Short task: Select from the records below every line that has the word "html" in it.

Data:
START

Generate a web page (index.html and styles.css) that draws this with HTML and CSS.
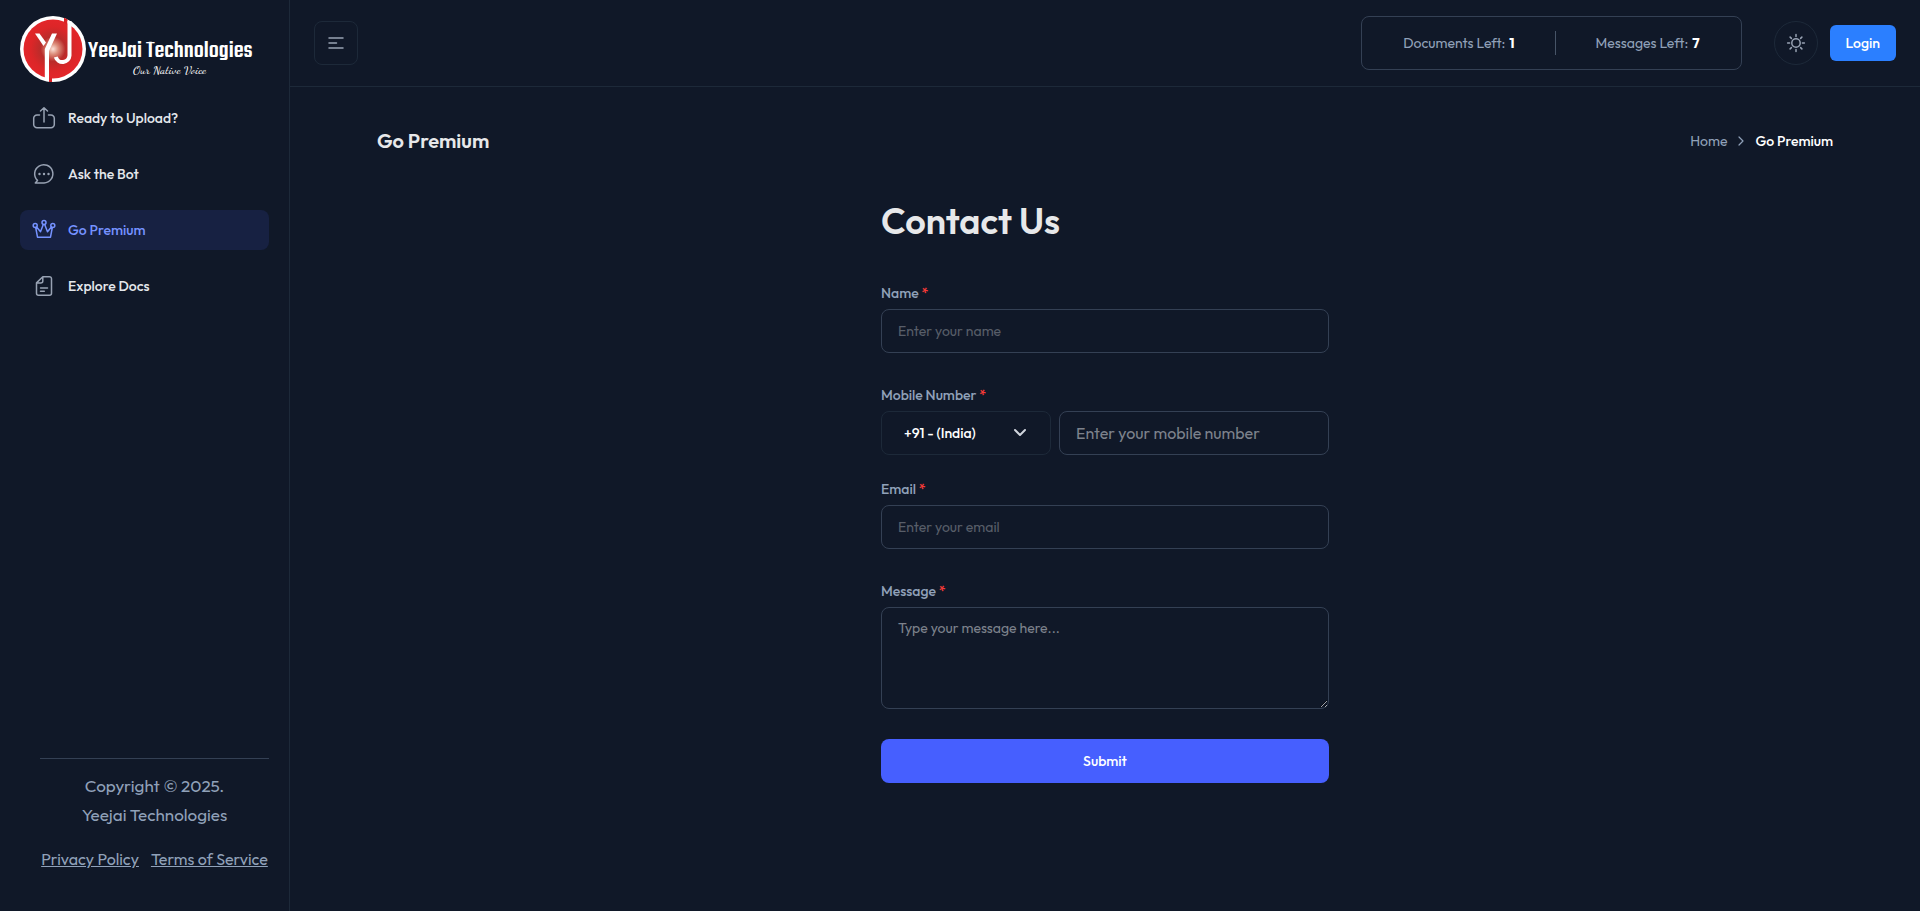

END
START

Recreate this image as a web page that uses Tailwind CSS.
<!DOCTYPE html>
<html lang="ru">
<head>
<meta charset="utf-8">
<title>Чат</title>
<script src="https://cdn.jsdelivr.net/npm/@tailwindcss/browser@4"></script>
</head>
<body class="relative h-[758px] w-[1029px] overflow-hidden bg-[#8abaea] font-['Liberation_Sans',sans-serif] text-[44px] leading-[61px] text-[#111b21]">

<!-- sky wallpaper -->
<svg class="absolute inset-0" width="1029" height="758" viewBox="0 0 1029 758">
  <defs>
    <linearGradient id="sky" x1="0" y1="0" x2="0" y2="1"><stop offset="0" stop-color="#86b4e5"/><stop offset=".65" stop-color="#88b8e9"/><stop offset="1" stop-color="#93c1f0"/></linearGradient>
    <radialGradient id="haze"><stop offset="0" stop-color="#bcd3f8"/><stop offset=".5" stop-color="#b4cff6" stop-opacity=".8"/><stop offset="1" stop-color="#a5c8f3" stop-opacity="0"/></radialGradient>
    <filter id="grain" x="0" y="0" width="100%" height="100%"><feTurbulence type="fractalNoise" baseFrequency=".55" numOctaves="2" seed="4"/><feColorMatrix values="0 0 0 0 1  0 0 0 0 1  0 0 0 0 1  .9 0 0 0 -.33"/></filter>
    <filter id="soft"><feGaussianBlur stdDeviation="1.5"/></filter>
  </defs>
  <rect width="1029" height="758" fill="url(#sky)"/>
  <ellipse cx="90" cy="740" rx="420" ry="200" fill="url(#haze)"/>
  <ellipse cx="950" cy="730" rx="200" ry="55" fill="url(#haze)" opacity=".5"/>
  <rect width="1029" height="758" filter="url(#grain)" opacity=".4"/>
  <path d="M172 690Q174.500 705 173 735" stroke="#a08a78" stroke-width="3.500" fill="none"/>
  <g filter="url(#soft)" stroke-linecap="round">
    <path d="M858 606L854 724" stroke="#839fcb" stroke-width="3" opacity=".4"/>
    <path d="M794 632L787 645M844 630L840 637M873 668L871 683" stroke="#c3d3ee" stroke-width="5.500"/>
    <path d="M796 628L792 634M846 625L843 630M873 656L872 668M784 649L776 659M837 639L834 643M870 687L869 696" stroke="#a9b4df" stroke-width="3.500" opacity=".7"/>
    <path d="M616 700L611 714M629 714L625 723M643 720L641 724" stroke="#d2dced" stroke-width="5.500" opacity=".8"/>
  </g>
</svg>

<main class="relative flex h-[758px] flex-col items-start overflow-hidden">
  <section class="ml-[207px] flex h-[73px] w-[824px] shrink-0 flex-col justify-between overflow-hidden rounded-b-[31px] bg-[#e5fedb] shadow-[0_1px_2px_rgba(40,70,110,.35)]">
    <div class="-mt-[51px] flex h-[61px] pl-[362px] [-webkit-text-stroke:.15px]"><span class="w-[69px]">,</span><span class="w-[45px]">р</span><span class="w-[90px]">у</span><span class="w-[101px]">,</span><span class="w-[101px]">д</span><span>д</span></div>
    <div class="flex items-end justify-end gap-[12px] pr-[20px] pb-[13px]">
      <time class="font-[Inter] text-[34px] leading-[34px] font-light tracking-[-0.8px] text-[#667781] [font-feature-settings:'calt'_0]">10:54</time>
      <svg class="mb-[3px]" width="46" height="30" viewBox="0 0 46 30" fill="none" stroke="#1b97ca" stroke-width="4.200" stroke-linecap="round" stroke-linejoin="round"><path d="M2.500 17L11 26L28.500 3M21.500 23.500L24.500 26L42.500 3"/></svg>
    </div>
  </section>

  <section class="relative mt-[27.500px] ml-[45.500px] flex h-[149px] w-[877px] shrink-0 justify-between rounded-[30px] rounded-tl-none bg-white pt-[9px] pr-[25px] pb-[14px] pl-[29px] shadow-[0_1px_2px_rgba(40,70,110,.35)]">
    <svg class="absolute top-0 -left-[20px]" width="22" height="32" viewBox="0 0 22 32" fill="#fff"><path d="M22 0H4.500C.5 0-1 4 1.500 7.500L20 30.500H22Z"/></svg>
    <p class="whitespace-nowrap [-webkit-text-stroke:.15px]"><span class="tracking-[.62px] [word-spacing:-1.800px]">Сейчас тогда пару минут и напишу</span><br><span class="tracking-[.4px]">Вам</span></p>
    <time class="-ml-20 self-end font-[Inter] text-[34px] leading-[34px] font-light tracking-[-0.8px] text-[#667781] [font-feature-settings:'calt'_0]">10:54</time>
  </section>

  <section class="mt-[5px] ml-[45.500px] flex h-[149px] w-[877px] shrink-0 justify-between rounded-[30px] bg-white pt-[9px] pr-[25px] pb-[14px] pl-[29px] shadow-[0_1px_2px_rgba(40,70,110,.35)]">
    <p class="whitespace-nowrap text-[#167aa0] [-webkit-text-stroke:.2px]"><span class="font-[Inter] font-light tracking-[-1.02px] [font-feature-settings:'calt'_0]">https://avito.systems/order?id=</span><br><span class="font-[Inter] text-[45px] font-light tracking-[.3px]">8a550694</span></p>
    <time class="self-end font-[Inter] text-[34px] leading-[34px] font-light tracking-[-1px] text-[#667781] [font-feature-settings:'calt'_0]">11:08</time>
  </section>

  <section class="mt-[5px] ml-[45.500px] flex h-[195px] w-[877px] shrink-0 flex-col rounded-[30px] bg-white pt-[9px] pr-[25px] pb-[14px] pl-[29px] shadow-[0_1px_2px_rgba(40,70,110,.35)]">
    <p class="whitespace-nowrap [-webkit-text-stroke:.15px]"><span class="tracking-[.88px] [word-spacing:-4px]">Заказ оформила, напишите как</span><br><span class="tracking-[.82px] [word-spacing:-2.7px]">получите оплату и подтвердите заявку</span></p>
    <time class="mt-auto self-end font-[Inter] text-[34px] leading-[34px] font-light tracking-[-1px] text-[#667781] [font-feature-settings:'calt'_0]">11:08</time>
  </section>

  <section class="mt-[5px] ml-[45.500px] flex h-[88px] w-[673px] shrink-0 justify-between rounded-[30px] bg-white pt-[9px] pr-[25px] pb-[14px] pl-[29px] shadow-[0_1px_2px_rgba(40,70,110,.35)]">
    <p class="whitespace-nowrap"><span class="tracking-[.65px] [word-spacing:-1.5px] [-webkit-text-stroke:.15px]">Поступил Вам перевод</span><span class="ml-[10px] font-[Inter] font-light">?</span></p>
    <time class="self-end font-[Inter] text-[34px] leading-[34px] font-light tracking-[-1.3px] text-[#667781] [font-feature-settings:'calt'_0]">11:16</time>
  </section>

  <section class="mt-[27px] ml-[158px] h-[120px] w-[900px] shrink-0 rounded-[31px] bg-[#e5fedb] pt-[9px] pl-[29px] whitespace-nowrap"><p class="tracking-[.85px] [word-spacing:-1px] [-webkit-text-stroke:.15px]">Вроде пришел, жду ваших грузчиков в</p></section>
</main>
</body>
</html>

END

Final result:
Generate a web page (index.html and styles.css) that draws this with HTML and CSS.
<!DOCTYPE html>
<html lang="ru">
</html>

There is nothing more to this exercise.